These are my musings as I walked around Harvard Square at lunchtime on a hot summer day.
Reality is real. It makes no sense to discard the proof of our senses. The trees and buildings exist in an objective reality. This reality has rules and structure. One cannot overcome the pull of gravity or walk through walls or breathe water.
When philosophers suggest perception is an illusion it is perhaps an interesting mental exercise, intellectual “stretching-out” as it were. Yet my senses and experience are consistent. If all this only exists in my thought then why can’t reality be changed to suit my pleasure?
Physicists sometimes develop elaborate mathematical models of the universe that have no room for matter or for time. I’d suggest that such a model fails a crucial experimental test. I know time and matter as every moment experiences of my senses. If that isn’t “real” there is nothing “real”. There is no order, only chaos.
Reality is “known” through the senses.
But I don’t think that is all there is.
I’ve spoken before about what I know and what I feel. I’ve implied that “feeling” something is, in a way, more fundamental than “knowing” it.
I feel there is something more, or perhaps less, but definitely different. It can’t be “known” because it’s not part of objective reality. It can only be “felt”. I don’t feel this thing by looking out. I feel it by looking within myself and by contemplating that which goes beyond survival of the fittest.
If we are merely complex biological machines, our reactions should be highly predictable. If we developed as the end product of millennia of natural selection each of us would have similar, if not identical, motivations and actions.

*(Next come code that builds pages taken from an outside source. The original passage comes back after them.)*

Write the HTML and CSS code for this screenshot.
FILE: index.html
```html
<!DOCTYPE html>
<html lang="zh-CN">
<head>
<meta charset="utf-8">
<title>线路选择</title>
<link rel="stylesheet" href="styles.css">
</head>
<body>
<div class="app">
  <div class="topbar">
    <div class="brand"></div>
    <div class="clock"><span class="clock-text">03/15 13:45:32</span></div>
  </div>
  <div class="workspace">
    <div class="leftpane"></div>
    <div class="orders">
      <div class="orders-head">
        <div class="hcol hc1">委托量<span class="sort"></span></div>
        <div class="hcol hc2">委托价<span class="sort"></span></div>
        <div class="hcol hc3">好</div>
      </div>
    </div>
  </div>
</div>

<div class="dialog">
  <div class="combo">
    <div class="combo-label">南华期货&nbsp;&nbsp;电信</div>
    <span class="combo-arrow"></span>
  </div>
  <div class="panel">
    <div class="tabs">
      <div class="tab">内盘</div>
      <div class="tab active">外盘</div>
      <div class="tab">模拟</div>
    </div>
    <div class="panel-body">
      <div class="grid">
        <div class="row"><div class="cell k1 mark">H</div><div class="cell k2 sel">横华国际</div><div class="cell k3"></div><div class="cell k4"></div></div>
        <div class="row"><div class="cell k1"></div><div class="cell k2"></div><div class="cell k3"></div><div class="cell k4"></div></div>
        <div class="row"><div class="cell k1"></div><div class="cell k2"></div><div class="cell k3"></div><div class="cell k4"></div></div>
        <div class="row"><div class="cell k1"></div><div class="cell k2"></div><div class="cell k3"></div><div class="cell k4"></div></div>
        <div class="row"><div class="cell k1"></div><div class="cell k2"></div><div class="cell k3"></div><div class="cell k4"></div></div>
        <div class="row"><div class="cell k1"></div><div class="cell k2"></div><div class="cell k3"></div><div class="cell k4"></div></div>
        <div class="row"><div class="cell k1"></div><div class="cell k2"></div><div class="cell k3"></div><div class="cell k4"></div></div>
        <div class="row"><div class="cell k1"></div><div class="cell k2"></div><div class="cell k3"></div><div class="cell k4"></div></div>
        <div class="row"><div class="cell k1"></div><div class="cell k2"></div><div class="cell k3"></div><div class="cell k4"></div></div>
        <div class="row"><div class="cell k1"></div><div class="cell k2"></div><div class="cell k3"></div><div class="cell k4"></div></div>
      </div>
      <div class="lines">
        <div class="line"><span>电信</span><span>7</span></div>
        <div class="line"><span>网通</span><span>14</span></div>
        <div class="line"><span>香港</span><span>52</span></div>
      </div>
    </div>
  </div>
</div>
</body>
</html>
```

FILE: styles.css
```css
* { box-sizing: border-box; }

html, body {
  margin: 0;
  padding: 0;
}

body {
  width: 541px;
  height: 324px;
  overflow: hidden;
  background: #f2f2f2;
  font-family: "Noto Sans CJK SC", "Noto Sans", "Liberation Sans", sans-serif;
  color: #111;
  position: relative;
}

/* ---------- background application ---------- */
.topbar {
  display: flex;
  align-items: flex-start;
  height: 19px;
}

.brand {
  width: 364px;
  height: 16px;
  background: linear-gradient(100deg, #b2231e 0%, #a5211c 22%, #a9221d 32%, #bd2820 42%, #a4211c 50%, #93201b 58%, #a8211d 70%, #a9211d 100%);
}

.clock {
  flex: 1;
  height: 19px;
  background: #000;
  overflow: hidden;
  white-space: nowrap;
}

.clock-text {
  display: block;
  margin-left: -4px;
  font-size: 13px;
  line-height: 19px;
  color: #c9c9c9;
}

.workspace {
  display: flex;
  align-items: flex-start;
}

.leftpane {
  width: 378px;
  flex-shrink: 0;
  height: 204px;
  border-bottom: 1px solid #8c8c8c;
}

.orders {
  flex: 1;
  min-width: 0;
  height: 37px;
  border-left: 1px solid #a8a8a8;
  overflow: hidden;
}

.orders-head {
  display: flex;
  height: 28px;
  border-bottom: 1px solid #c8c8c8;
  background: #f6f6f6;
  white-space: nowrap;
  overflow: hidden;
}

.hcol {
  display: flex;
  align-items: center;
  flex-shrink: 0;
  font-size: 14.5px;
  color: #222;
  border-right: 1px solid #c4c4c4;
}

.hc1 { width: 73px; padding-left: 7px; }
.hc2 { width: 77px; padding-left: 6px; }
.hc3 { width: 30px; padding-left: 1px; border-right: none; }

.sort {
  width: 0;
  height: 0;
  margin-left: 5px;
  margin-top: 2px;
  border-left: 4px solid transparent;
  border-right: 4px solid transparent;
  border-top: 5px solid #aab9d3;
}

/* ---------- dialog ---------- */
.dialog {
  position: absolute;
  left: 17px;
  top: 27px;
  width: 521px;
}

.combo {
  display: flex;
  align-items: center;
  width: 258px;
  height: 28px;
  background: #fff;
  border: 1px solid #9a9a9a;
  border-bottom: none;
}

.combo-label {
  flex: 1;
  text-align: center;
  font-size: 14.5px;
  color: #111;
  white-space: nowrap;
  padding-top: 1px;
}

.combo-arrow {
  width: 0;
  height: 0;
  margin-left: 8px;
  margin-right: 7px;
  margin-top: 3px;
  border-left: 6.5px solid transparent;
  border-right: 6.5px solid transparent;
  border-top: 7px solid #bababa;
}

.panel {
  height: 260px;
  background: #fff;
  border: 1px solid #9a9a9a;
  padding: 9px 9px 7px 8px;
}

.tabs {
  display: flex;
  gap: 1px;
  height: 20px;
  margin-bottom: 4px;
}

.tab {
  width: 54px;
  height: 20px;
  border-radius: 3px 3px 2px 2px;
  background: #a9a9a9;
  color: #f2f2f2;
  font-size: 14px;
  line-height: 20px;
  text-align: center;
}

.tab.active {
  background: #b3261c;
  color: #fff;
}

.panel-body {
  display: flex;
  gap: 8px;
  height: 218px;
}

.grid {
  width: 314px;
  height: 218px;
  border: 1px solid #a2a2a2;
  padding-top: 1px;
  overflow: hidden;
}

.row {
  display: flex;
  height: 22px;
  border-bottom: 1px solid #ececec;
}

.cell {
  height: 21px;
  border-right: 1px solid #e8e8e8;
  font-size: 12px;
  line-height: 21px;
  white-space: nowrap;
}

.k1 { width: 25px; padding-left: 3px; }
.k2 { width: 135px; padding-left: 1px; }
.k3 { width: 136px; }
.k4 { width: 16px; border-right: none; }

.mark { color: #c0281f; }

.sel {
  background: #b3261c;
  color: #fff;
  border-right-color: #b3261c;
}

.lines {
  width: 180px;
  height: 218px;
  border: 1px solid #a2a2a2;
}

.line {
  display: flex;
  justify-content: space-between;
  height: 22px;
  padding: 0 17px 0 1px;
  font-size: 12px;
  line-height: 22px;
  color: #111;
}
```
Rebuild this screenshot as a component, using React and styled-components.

Yet some of us compete in a sort of societal Darwinism manner while others chose altogether different ways of living our lives.
Consider, if all our biological needs are met, would we not rest? If you have a home and food and a partner to pass along our genes to what purpose is served by striving for something else? We might strive for more material stuff, or more knowledge or my self understanding but it seems for most of us, we still strive, even when the basics are covered.
Where does self-destruction fit in? We could be addicted to something that we know will make us incapable of successfully competing but we’ll pursue that something anyway. It could be drugs, or food, or money or sex or power but we’ll fight for it to the exclusion of all else, often to our very deaths. How is that a form of logical natural selection? Shouldn’t this type of behavior have been naturally selected out of us through the generations?
Competition itself can become addictive and destructive. Is there a deeper root cause of the financial collapse of 2008 than the uncontrollable desire of folks who already have everything they could ever need to acquire still more stuff? This type of self destruction on a societal level has little precedence in nature. The wolf pack will eat its fill, but it won’t eat to excess so there are no elk for tomorrow.
What of compassion and self sacrifice. Is not the soldier who jumps on a grenade to save his compatriots a biological deviant? He has completely destroyed his ability to pass along his genes to allow others the same privilege. What of those who devote themselves to caring for the less fortunate, the physically, mentally or emotionally damaged individuals. Is there another species that does anything but leave those individuals to die? Is it not wasteful, in a purely Darwinian sense, to utilize resources on those who are not “strong”?
So how does all of this fit into the here and now for this one individual?
The truth is it where my struggle has taken me for the time being. I’m searching for answers to the questions I once wrote off as unknowable. I’m using the tools I have to contemplate these things. I’m running almost everything that I see and hear through the same filter right now.
A sunset, a tree, a TV show about physics, my dreams, my aspirations, for now they are all about the same thing. All I can do is search for the answers.